In India, invece, la situazione è più frammentata: esistono diversi sindacati, spesso legati ai partiti politici, e una partecipazione gestionale prevista solo nominalmente da vecchie leggi (come l’Industrial disputes act). Ma alcune grandi aziende come Tata stanno sperimentando pratiche più avanzate di partecipazione volontaria, mentre la normativa sulla Csr prevede in alcuni casi il coinvolgimento dei dipendenti nei progetti sociali aziendali.
Il panorama globale, dunque, resta frammentato: alcuni Paesi impongono la partecipazione per legge, altri la promuovono attraverso incentivi fiscali o contrattuali. Anche le forme sono molteplici: dai rappresentanti nei board ai bonus legati agli utili, dai comitati consultivi interni alle cooperative di proprietà condivisa. Quella che emerge, però, è una tendenza chiara: coinvolgere le persone migliora le imprese. Come? In termini di maggiore produttività, minore turnover e una resilienza superiore nei momenti di crisi.

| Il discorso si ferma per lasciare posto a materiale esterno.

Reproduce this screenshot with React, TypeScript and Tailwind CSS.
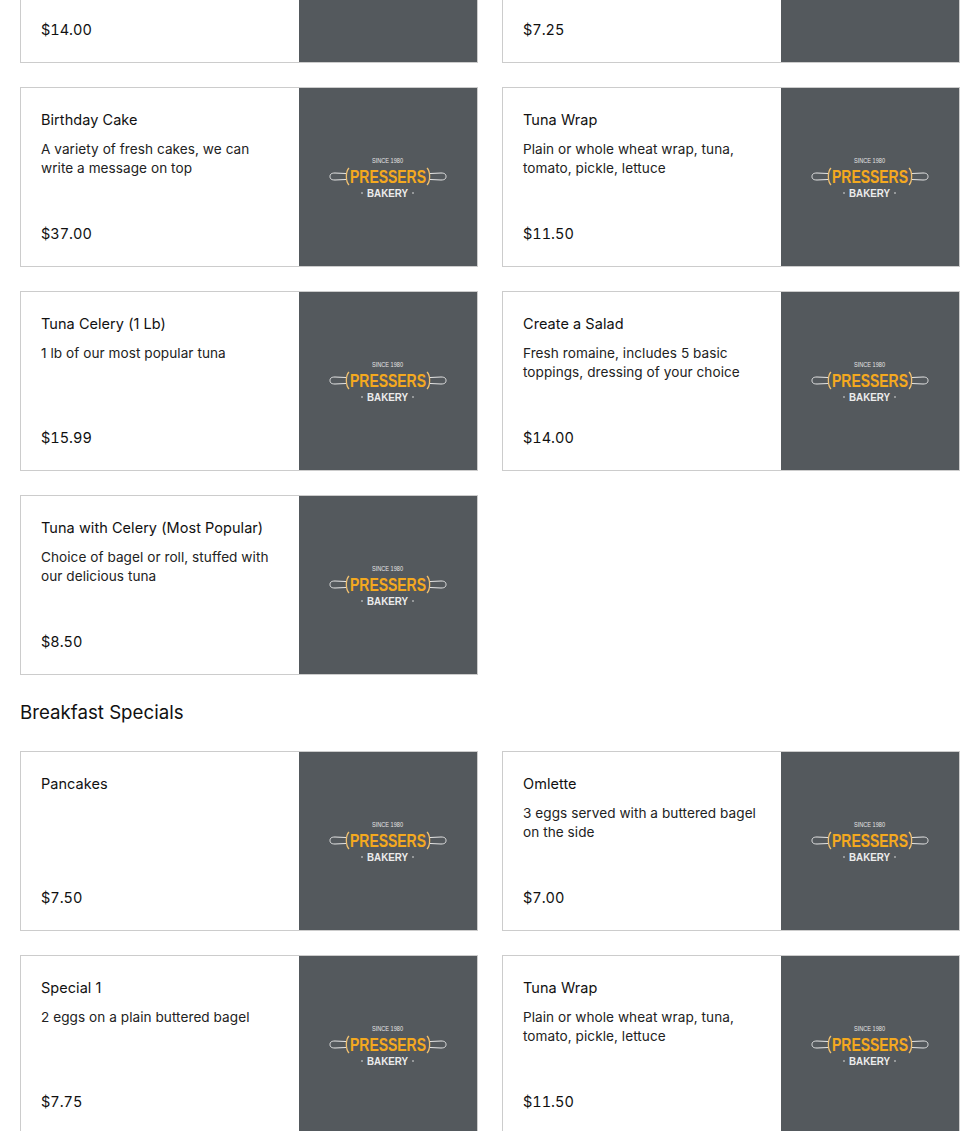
// Menu section - two column list of item cards with the bakery logo as image
import React from 'react';

type MenuItem = {
  name: string;
  description?: string;
  price: string;
};

const lunchItems: MenuItem[] = [
  { name: 'Create a Salad', description: 'Fresh romaine', price: '$14.00' },
  { name: 'Egg Salad', description: 'Plain or whole wheat wrap', price: '$7.25' },
  { name: 'Birthday Cake', description: 'A variety of fresh cakes, we can write a message on top', price: '$37.00' },
  { name: 'Tuna Wrap', description: 'Plain or whole wheat wrap, tuna, tomato, pickle, lettuce', price: '$11.50' },
  { name: 'Tuna Celery (1 Lb)', description: '1 lb of our most popular tuna', price: '$15.99' },
  { name: 'Create a Salad', description: 'Fresh romaine, includes 5 basic toppings, dressing of your choice', price: '$14.00' },
  { name: 'Tuna with Celery (Most Popular)', description: 'Choice of bagel or roll, stuffed with our delicious tuna', price: '$8.50' },
];

const breakfastItems: MenuItem[] = [
  { name: 'Pancakes', price: '$7.50' },
  { name: 'Omlette', description: '3 eggs served with a buttered bagel on the side', price: '$7.00' },
  { name: 'Special 1', description: '2 eggs on a plain buttered bagel', price: '$7.75' },
  { name: 'Tuna Wrap', description: 'Plain or whole wheat wrap, tuna, tomato, pickle, lettuce', price: '$11.50' },
];

const BakeryLogo = () => (
  <svg width="118" height="42" viewBox="0 0 118 42" fill="none">
    <text x="58.5" y="7" textAnchor="middle" fontFamily="Liberation Sans, sans-serif" fontSize="7" fill="#e4e4e4" textLength="31" lengthAdjust="spacingAndGlyphs">
      SINCE 1980
    </text>
    {/* rolling pin handles */}
    <path d="M17 17.5L6 17C2 17 1 18.5 1 20.5C1 22.5 2 24 6 24L17 23.5" stroke="#e6e6e6" strokeWidth="1" />
    <path d="M101 17.5L112 17C116 17 117 18.5 117 20.5C117 22.5 116 24 112 24L101 23.5" stroke="#e6e6e6" strokeWidth="1" />
    <path d="M20 12C16.5 15.5 16.5 25.5 20 29" stroke="#f0c070" strokeWidth="1.3" />
    <path d="M98 12C101.5 15.5 101.5 25.5 98 29" stroke="#f0c070" strokeWidth="1.3" />
    <text x="59" y="27" textAnchor="middle" fontFamily="Liberation Sans, sans-serif" fontWeight="700" fontSize="18" fill="#f4a91f" textLength="76" lengthAdjust="spacingAndGlyphs">
      PRESSERS
    </text>
    <circle cx="33" cy="37" r="0.8" fill="#e8e8e8" />
    <text x="58.5" y="40.5" textAnchor="middle" fontFamily="Liberation Sans, sans-serif" fontWeight="700" fontSize="10" fill="#ececec" textLength="41" lengthAdjust="spacingAndGlyphs">
      BAKERY
    </text>
    <circle cx="84" cy="37" r="0.8" fill="#e8e8e8" />
  </svg>
);

const MenuCard = ({ item }: { item: MenuItem }) => (
  <div className="flex h-[180px] border border-[#cccccc] bg-white">
    <div className="flex w-[278px] flex-col px-5 pt-[22px] text-[#111111]">
      <h3 className="text-[14.5px] leading-[20px] tracking-[0.05px]">{item.name}</h3>
      <p className="mt-[10px] h-[38px] text-[13.6px] leading-[19px] tracking-[0.05px] text-[#222222]">{item.description}</p>
      <span className="mt-[46px] text-[14.5px] leading-[20px] tabular-nums">{item.price}</span>
    </div>
    <div className="flex w-[178px] items-center justify-center bg-[#54595d]">
      <BakeryLogo />
    </div>
  </div>
);

export default function App() {
  return (
    <div className="h-[1131px] overflow-hidden bg-white font-['Inter',sans-serif]">
      <div className="-mt-[117px] pl-5 pr-[5px]">
        <div className="grid grid-cols-2 gap-6">
          {lunchItems.map((item, index) => (
            <MenuCard key={index} item={item} />
          ))}
        </div>

        <h2 className="mt-[24px] mb-[24px] text-[18.7px] leading-[28px] text-[#111111]">Breakfast Specials</h2>

        <div className="grid grid-cols-2 gap-6">
          {breakfastItems.map((item, index) => (
            <MenuCard key={index} item={item} />
          ))}
        </div>
      </div>
    </div>
  );
}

Secondo Gallup, le aziende con un alto livello di engagement registrano una produttività superiore del 17% rispetto alle altre. E lo European workforce study 2025, un’ampia ricerca condotta a livello europeo su leadership e cultura organizzativa, mostra che le aziende europee che promuovono la partecipazione attiva dei dipendenti sono più competitive sul mercato. La soddisfazione dei lavoratori, infatti, stimola la produttività (+23%), mentre una leadership basata su un elevato livello di fiducia genera risultati migliori (+ 29-34%). Un impatto non da poco.